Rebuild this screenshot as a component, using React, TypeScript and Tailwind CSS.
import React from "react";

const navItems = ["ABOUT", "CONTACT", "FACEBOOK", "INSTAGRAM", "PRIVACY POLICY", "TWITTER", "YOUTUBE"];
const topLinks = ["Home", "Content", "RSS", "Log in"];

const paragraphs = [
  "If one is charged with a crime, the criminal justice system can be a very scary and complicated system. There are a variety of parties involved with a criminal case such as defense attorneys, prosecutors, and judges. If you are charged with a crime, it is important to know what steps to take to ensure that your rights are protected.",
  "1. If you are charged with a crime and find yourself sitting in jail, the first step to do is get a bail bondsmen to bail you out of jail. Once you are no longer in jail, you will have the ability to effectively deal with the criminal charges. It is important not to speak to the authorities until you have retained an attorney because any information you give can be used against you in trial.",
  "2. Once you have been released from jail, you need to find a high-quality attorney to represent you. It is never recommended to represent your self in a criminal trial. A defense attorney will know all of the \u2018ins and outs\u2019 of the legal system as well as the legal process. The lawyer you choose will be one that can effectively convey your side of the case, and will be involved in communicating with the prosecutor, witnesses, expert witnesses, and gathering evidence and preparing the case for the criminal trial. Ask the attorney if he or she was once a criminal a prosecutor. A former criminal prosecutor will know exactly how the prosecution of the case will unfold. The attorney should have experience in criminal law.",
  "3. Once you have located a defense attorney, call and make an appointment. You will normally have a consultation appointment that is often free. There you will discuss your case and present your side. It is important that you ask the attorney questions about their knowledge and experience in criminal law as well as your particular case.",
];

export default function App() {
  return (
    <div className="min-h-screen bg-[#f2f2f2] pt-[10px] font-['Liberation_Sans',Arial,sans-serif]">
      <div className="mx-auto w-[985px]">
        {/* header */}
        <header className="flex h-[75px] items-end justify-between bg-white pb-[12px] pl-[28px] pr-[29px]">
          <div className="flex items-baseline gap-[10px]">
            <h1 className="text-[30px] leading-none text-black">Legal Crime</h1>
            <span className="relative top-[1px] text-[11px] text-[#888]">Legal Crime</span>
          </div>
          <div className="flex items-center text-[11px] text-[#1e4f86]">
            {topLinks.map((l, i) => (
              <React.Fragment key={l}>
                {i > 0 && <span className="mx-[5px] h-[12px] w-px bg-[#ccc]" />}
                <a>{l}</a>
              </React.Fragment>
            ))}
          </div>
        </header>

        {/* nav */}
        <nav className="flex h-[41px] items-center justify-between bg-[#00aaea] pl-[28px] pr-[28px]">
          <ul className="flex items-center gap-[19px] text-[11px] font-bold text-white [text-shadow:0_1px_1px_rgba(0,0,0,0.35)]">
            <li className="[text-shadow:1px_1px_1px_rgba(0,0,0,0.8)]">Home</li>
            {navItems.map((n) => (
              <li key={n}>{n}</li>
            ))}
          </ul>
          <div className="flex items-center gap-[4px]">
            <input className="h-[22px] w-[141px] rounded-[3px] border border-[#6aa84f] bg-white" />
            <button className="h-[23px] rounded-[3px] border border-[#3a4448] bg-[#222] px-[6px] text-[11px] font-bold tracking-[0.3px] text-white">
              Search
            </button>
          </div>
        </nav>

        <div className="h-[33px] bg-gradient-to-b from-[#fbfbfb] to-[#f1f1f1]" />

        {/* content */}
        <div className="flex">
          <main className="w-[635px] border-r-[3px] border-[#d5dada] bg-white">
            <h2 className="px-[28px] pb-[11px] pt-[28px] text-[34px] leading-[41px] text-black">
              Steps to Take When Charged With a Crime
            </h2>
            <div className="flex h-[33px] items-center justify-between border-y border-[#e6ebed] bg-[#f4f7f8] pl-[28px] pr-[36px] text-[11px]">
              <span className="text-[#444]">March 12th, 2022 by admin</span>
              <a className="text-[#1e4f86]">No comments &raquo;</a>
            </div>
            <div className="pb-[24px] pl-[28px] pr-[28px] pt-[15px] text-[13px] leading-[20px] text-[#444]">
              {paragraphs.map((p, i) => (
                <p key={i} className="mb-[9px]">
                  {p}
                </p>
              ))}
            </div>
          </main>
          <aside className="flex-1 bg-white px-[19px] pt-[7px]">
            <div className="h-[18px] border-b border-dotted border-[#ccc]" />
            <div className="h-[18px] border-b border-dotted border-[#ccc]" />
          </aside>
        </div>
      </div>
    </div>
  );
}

++++++

● **Problem to work on**
Reproduce every line of the data verbatim.

● **Answer to this problem**
Rebuild this screenshot as a component, using React, TypeScript and Tailwind CSS.
import React from "react";

const navItems = ["ABOUT", "CONTACT", "FACEBOOK", "INSTAGRAM", "PRIVACY POLICY", "TWITTER", "YOUTUBE"];
const topLinks = ["Home", "Content", "RSS", "Log in"];

const paragraphs = [
  "If one is charged with a crime, the criminal justice system can be a very scary and complicated system. There are a variety of parties involved with a criminal case such as defense attorneys, prosecutors, and judges. If you are charged with a crime, it is important to know what steps to take to ensure that your rights are protected.",
  "1. If you are charged with a crime and find yourself sitting in jail, the first step to do is get a bail bondsmen to bail you out of jail. Once you are no longer in jail, you will have the ability to effectively deal with the criminal charges. It is important not to speak to the authorities until you have retained an attorney because any information you give can be used against you in trial.",
  "2. Once you have been released from jail, you need to find a high-quality attorney to represent you. It is never recommended to represent your self in a criminal trial. A defense attorney will know all of the \u2018ins and outs\u2019 of the legal system as well as the legal process. The lawyer you choose will be one that can effectively convey your side of the case, and will be involved in communicating with the prosecutor, witnesses, expert witnesses, and gathering evidence and preparing the case for the criminal trial. Ask the attorney if he or she was once a criminal a prosecutor. A former criminal prosecutor will know exactly how the prosecution of the case will unfold. The attorney should have experience in criminal law.",
  "3. Once you have located a defense attorney, call and make an appointment. You will normally have a consultation appointment that is often free. There you will discuss your case and present your side. It is important that you ask the attorney questions about their knowledge and experience in criminal law as well as your particular case.",
];

export default function App() {
  return (
    <div className="min-h-screen bg-[#f2f2f2] pt-[10px] font-['Liberation_Sans',Arial,sans-serif]">
      <div className="mx-auto w-[985px]">
        {/* header */}
        <header className="flex h-[75px] items-end justify-between bg-white pb-[12px] pl-[28px] pr-[29px]">
          <div className="flex items-baseline gap-[10px]">
            <h1 className="text-[30px] leading-none text-black">Legal Crime</h1>
            <span className="relative top-[1px] text-[11px] text-[#888]">Legal Crime</span>
          </div>
          <div className="flex items-center text-[11px] text-[#1e4f86]">
            {topLinks.map((l, i) => (
              <React.Fragment key={l}>
                {i > 0 && <span className="mx-[5px] h-[12px] w-px bg-[#ccc]" />}
                <a>{l}</a>
              </React.Fragment>
            ))}
          </div>
        </header>

        {/* nav */}
        <nav className="flex h-[41px] items-center justify-between bg-[#00aaea] pl-[28px] pr-[28px]">
          <ul className="flex items-center gap-[19px] text-[11px] font-bold text-white [text-shadow:0_1px_1px_rgba(0,0,0,0.35)]">
            <li className="[text-shadow:1px_1px_1px_rgba(0,0,0,0.8)]">Home</li>
            {navItems.map((n) => (
              <li key={n}>{n}</li>
            ))}
          </ul>
          <div className="flex items-center gap-[4px]">
            <input className="h-[22px] w-[141px] rounded-[3px] border border-[#6aa84f] bg-white" />
            <button className="h-[23px] rounded-[3px] border border-[#3a4448] bg-[#222] px-[6px] text-[11px] font-bold tracking-[0.3px] text-white">
              Search
            </button>
          </div>
        </nav>

        <div className="h-[33px] bg-gradient-to-b from-[#fbfbfb] to-[#f1f1f1]" />

        {/* content */}
        <div className="flex">
          <main className="w-[635px] border-r-[3px] border-[#d5dada] bg-white">
            <h2 className="px-[28px] pb-[11px] pt-[28px] text-[34px] leading-[41px] text-black">
              Steps to Take When Charged With a Crime
            </h2>
            <div className="flex h-[33px] items-center justify-between border-y border-[#e6ebed] bg-[#f4f7f8] pl-[28px] pr-[36px] text-[11px]">
              <span className="text-[#444]">March 12th, 2022 by admin</span>
              <a className="text-[#1e4f86]">No comments &raquo;</a>
            </div>
            <div className="pb-[24px] pl-[28px] pr-[28px] pt-[15px] text-[13px] leading-[20px] text-[#444]">
              {paragraphs.map((p, i) => (
                <p key={i} className="mb-[9px]">
                  {p}
                </p>
              ))}
            </div>
          </main>
          <aside className="flex-1 bg-white px-[19px] pt-[7px]">
            <div className="h-[18px] border-b border-dotted border-[#ccc]" />
            <div className="h-[18px] border-b border-dotted border-[#ccc]" />
          </aside>
        </div>
      </div>
    </div>
  );
}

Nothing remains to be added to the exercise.